I hope this question is appropriate here!
I and a friend at work are trying to understand Sebastian Madgwick's paper, "An efficient orientation for inertial and inertial/magnetic sensor arrays" (paper linked here.) Our goal as I understand it is to implement the algorithm for a hardware bracelet in order to tell its orientation in space with a clear reference to earth i.e. canonical x, y, z axes. (As far as I know -- I'm just trying to help out with the math :)
The article uses quaternions as a way to model rotations on R^3 as well as to embed vectors in R^3. Sedgwick gives an analysis whereby he appears to use gradient dissent to minimize error. between I beleve the computed and actual position of the sensors, thus yielding a high accuracy result. What has confused us is how he arrives at equation (39). His gradient dissent algorithm seems to no longer need to account for the prior step in its algorithm. It seems like he is making an argument that the RHS of (39) is so large that we no longer need to account for the prior step in the algorithm, but intuitively this seems strange (couldn't you overshoot the minimum you are looking for by not accounting for the last value you were at? Especially when the increment is considered to be very large?)

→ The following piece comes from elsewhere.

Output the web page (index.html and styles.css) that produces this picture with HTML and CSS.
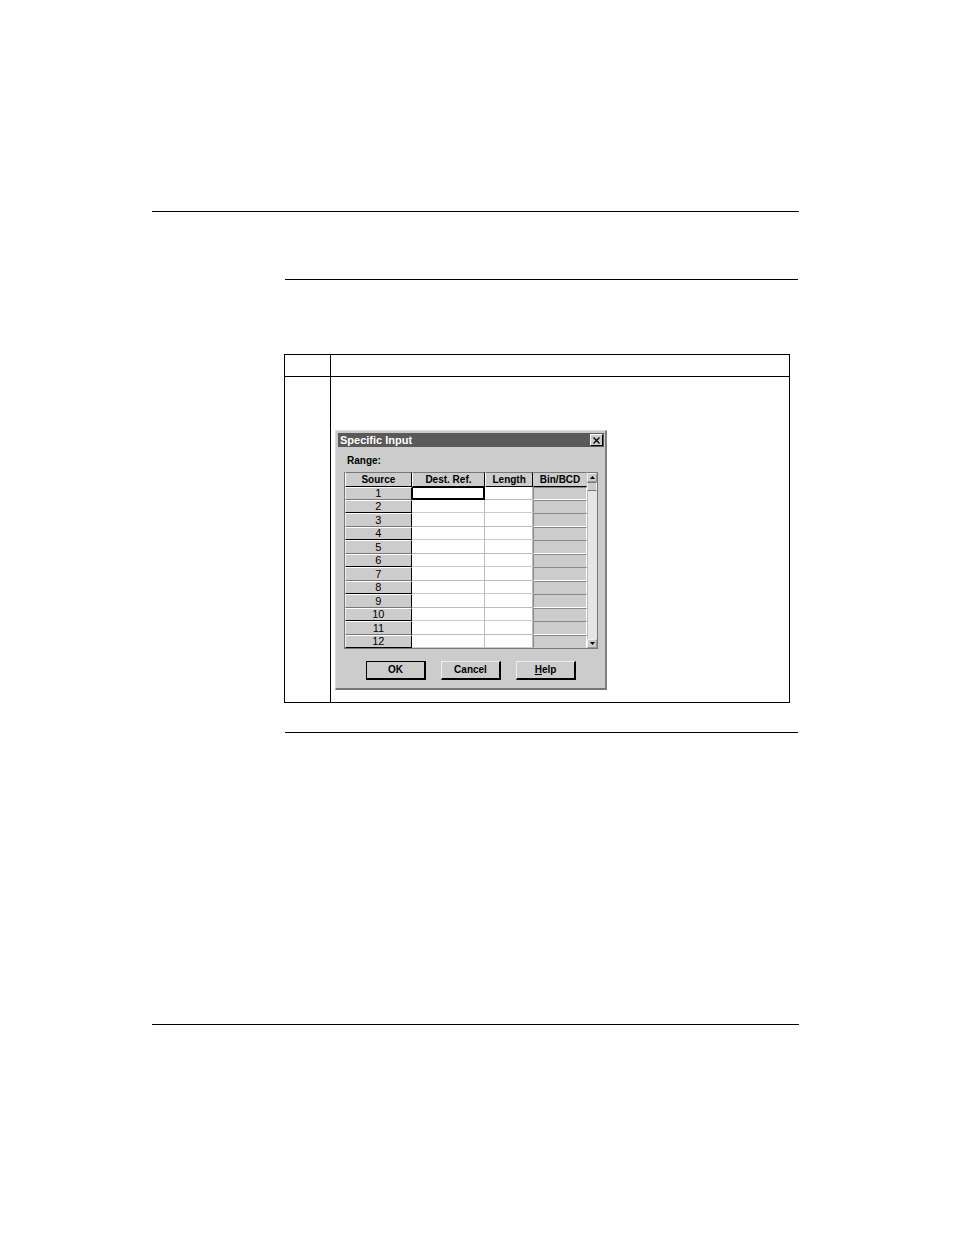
FILE: index.html
```html
<!DOCTYPE html>
<html lang="en">
<head>
<meta charset="utf-8">
<title>Specific Input</title>
<link rel="stylesheet" href="styles.css">
</head>
<body>
<main class="page">
  <div class="content">
    <section class="steps">
      <div class="steps-head"><div class="step-number"></div><div class="step-action"></div></div>
      <div class="steps-row">
        <div class="step-number"></div>
        <div class="step-action">
          <form class="dialog">
            <header class="title-bar">
              <h1 class="title">Specific Input</h1>
              <button class="close" type="button" aria-label="Close"><svg width="7" height="7" viewBox="0 0 7 7"><path d="M.5 .5L6.5 6.5M6.5 .5L.5 6.5" stroke="#000" stroke-width="1.3"/></svg></button>
            </header>
            <p class="range">Range:</p>
            <div class="grid-frame">
              <table class="grid">
                <thead><tr><th class="source">Source</th><th class="dest">Dest. Ref.</th><th class="length">Length</th><th class="format">Bin/BCD</th></tr></thead>
                <tbody id="rows"></tbody>
              </table>
              <div class="scrollbar">
                <button class="arrow" type="button" aria-label="Scroll up"><svg width="5" height="3" viewBox="0 0 5 3"><path d="M0 3L2.500 0L5 3Z"/></svg></button>
                <div class="thumb"></div>
                <div class="track"></div>
                <button class="arrow" type="button" aria-label="Scroll down"><svg width="5" height="3" viewBox="0 0 5 3"><path d="M0 0L2.500 3L5 0Z"/></svg></button>
              </div>
            </div>
            <div class="actions">
              <button class="action default" type="button">OK</button>
              <button class="action" type="button">Cancel</button>
              <button class="action" type="button"><u>H</u>elp</button>
            </div>
          </form>
        </div>
      </div>
    </section>
  </div>
</main>
<script src="grid.js"></script>
</body>
</html>
```
FILE: styles.css
```css
* { box-sizing: border-box; }
body { margin: 0; background: #fff; font-family: "Liberation Sans", Arial, sans-serif; font-size: 10px; color: #000; }
button { font: inherit; color: inherit; padding: 0; border-radius: 0; }
svg { display: block; }

.page { margin: 211px 155px 0 152px; padding: 67px 0 291px; border-top: 1px solid #000; border-bottom: 1px solid #000; }
.content { margin: 0 1px 0 133px; padding: 74px 0 29px; border-top: 1px solid #000; border-bottom: 1px solid #000; }
.steps { margin: 0 8px 0 -1px; border: 1px solid #000; }
.steps-head, .steps-row { display: grid; grid-template-columns: 46px 1fr; }
.steps-head { height: 22px; border-bottom: 1px solid #000; }
.step-number { border-right: 1px solid #000; }
.steps-row .step-action { padding: 53px 4px 12px; }

.dialog { width: 272px; padding: 1px 0 8px 1px; background: #ccc; border: 1px solid #ddd; border-right: 2px solid #808080; border-bottom: 2px solid #777; }
.title-bar { display: flex; align-items: center; justify-content: space-between; height: 14px; margin: 1px 1px 0; padding: 0 1px 0 2px; background: #5a5a5a; }
.title { margin: 0; font-size: 11px; line-height: 14px; color: #fff; }
.close { display: grid; place-items: center; width: 13px; height: 12px; background: #ccc; border: 1px solid #fff; border-right-color: #000; border-bottom-color: #000; }
.range { margin: 8px 0 5px 10px; line-height: 12px; font-weight: bold; }

.grid-frame { display: flex; width: 254px; margin-left: 7px; border-bottom: 1px solid #777; }
.grid { flex: 1; table-layout: fixed; border-collapse: separate; border-spacing: 0; border-left: 1px solid #777; }
.grid th, .grid td { padding: 0; height: 13px; line-height: 12px; text-align: center; overflow: hidden; }
.grid thead th { height: 15px; background: #ccc; border: 1px solid #000; border-left-color: #fff; border-top-color: #777; line-height: 13px; }
.grid thead .format { border-left-color: #ccc; border-right-color: #ccc; }
.grid tbody tr:nth-child(odd):not(:first-child) > * { height: 14px; }
.grid .source { width: 67px; }
.grid .dest { width: 74px; }
.grid .length { width: 48px; }
.grid .format { width: 54px; }
.grid tbody th { background: #ccc; font-size: 11px; font-weight: normal; line-height: 11px; border: 1px solid #000; border-top-color: #fff; border-left-color: #eee; }
.grid tbody tr:nth-child(odd) th { border-bottom-color: #777; }
.grid td { border-right: 1px solid #bbb; border-bottom: 1px solid #bbb; background: #fff; }
.grid tr:nth-child(even) td { border-bottom-color: #ccc; }
.grid td.format-cell { background: #ccc; border: 1px solid #fff; border-top-color: #888; border-left-color: #888; }
.cell { display: block; width: 100%; height: 11px; padding: 0; border: 0; background: #fff; font: inherit; outline: 0; }
.grid tbody tr:first-child td.dest-cell { border: 2px solid #000; border-left-width: 1px; border-top-width: 1px; }
.grid tbody tr:first-child .dest-cell .cell { height: 10px; }

.scrollbar { display: flex; flex-direction: column; width: 11px; border-right: 1px solid #777; border-top: 1px solid #777; background: #e6e6e6; }
.arrow { display: grid; place-items: center; height: 9px; background: #ccc; border: 1px solid #eee; border-right-color: #999; border-bottom-color: #999; }
.thumb { height: 9px; background: #ccc; border: 1px solid #eee; border-bottom-color: #777; border-top-color: #777; }
.track { flex: 1; border-left: 1px solid #bbb; }

.actions { display: flex; gap: 15px; margin: 12px 0 0 29px; }
.action { width: 60px; height: 19px; background: #ccc; border: 1px solid #eee; border-right: 2px solid #000; border-bottom: 2px solid #000; font-weight: bold; line-height: 14px; }
.action.default { border-top-color: #000; border-left-color: #000; }
```
FILE: grid.js
```javascript
const rows = document.getElementById("rows");
for (let n = 1; n <= 12; n++) {
  rows.insertAdjacentHTML("beforeend",
    `<tr><th scope="row">${n}</th>
     <td class="dest-cell"><input class="cell" type="text" aria-label="Destination reference ${n}"></td>
     <td><input class="cell" type="text" aria-label="Length ${n}"></td>
     <td class="format-cell"></td></tr>`);
}
```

I'd also find any references that make thinking about this sort of thing -- quaternions as rotations, gradient dissent and Jacobians / differentiation in this context -- easier. I woke up this morning reminded of Schey's work, "div, grad, curl and all that", which I used when teaching multivariable calc once, but I think it doesn't quite get into this detail? That was 10 years ago so I may just misremember :).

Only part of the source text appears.